Sweet Jesus, I can't believe we had one more place to go. We dutifully headed out to Tacos El Charro, which for some ungodly reason is open until 11 PM even on Tuesdays. We entered around 9:15ish. Joanie could only order a fruit shake, I forgot the variety. Chips appear to be made there, they are thicker than average and the salsa is homemade if a bit more bland than I remember. Nab and I ordered a Negra Modelo each, had to clean the palate mind you. We added a couple tacos each to the order, plus split a side of refried beans and a side of typical Latin American rice. We both wanted the goat meat stew tacos, but after ordering, we were told they were out. So I ordered a steak and a roasted "pineapple-flavored" pork (mmmm swine) taco, with Nab grabbing same pork as well as a chicken.
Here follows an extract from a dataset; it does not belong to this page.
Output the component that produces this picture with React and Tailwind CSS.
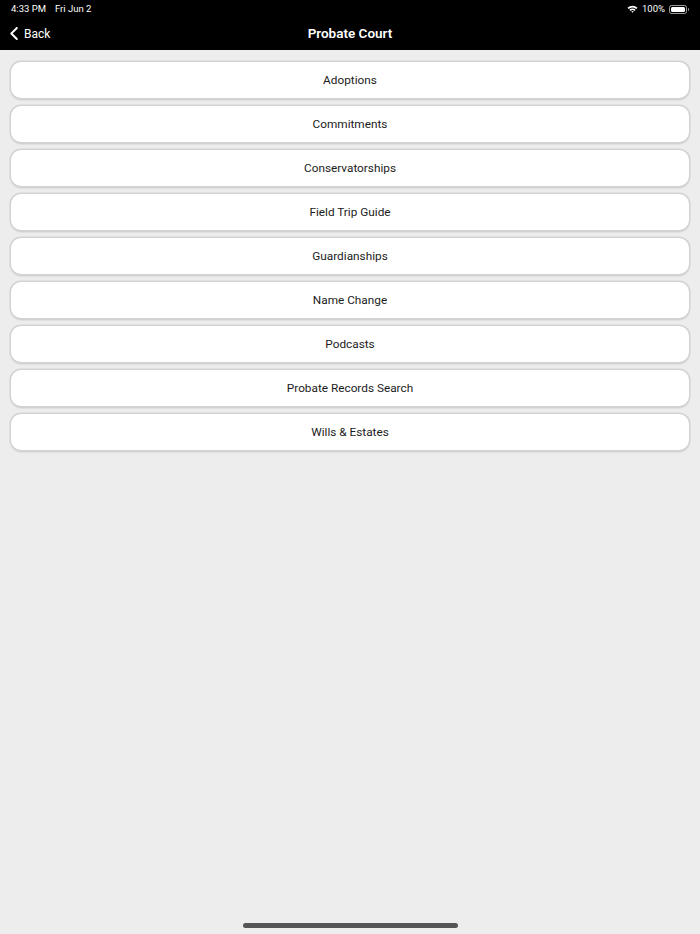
const items = [
  'Adoptions',
  'Commitments',
  'Conservatorships',
  'Field Trip Guide',
  'Guardianships',
  'Name Change',
  'Podcasts',
  'Probate Records Search',
  'Wills & Estates',
];

function StatusBar() {
  return (
    <div className="flex h-[17px] items-center justify-between px-[11px] pt-[1px] text-[9.5px] text-white">
      <div className="flex gap-[9px]">
        <span>4:33 PM</span>
        <span>Fri Jun 2</span>
      </div>
      <div className="flex items-center gap-[4px]">
        <svg width="11" height="8" viewBox="0 0 11 8">
          <path d="M0.5 2.8 A7 7 0 0 1 10.5 2.8 L9.3 4 A5.3 5.3 0 0 0 1.7 4 Z" fill="white" />
          <path d="M2.4 4.7 A4.3 4.3 0 0 1 8.6 4.7 L7.4 5.9 A2.6 2.6 0 0 0 3.6 5.9 Z" fill="white" />
          <path d="M4.3 6.6 A1.7 1.7 0 0 1 6.7 6.6 L5.5 7.8 Z" fill="white" />
        </svg>
        <span>100%</span>
        <div className="flex items-center">
          <div className="h-[9px] w-[18px] rounded-[2.5px] border border-white/60 p-[1px]">
            <div className="h-full w-full rounded-[1.5px] bg-white" />
          </div>
          <div className="ml-[1px] h-[3px] w-[1px] rounded-r bg-white/60" />
        </div>
      </div>
    </div>
  );
}

export default function App() {
  return (
    <div className="flex h-[934px] w-[700px] flex-col bg-[#ededed] font-['Roboto','Liberation_Sans',sans-serif]">
      <div className="h-[50px] bg-black">
        <StatusBar />
        <div className="relative flex h-[33px] items-center justify-center">
          <div className="absolute left-[10px] flex items-center gap-[6px] text-white">
            <svg width="8" height="13" viewBox="0 0 8 13" fill="none">
              <path d="M6.8 1 L1.3 6.5 L6.8 12" stroke="white" strokeWidth="1.9" strokeLinecap="round" strokeLinejoin="round" />
            </svg>
            <span className="text-[12px]">Back</span>
          </div>
          <span className="text-[13.5px] font-semibold text-white">Probate Court</span>
        </div>
      </div>
      <div className="flex flex-1 flex-col gap-[8px] px-[11px] pt-[12px]">
        {items.map((item) => (
          <button
            key={item}
            className="flex h-[36px] items-center justify-center rounded-[10px] bg-white pt-[2px] text-[11.8px] text-[#1c1c1c] shadow-[0_0_0_1.5px_#d3d3d3,0_1.5px_2px_rgba(0,0,0,0.18)]"
          >
            {item}
          </button>
        ))}
      </div>
      <div className="flex h-[20px] justify-center">
        <div className="mt-[9px] h-[5px] w-[215px] rounded-full bg-[#555]" />
      </div>
    </div>
  );
}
When they arrived ("One more Modelo please!"), everything looked great. I am a generally a huge fan of the variety of tacos that are prepared with the two small steamed corn tortillas, with the meat, cilantro, onions, and that's about it inside. $1.50 each I think, sides about the same per side. Served with your choice of red or verde sauce and per my request, limes, I thought I was in for an amazing treat. While I was disappointed, they did not live up to my expectations. The pork had no pineapple taste (which can be fine) but wasn't distinctly swiney either. Steak was dry. Nab felt the same. Beans were too dry, perhaps from overly long on the steam table w/o water added and rice was just plain. The Modelos were delicious. All in all, not what I remembered from the last time I was there a year ago, but I had enchiladas with mole last time and I enjoyed that meal. Thankfully, the mariachi band remained downstairs. They can be fun or annoying, depending on the mood. My stomach was satiated, full, whatever by that point, but may have been cranky at the prospect of mariachi.
All in all a great time out. Too much food, but fun times. With that said, over Miami Restaurant, Miami Cafe, and El Oriental de Cuba, Chez Henri still makes the best "Cubano" - is it completely authentic? Perhaps not, but IMHO, it remains the best sandwich out of the bunch. Most accommodating and nicest service award goes to Miami Restaurant.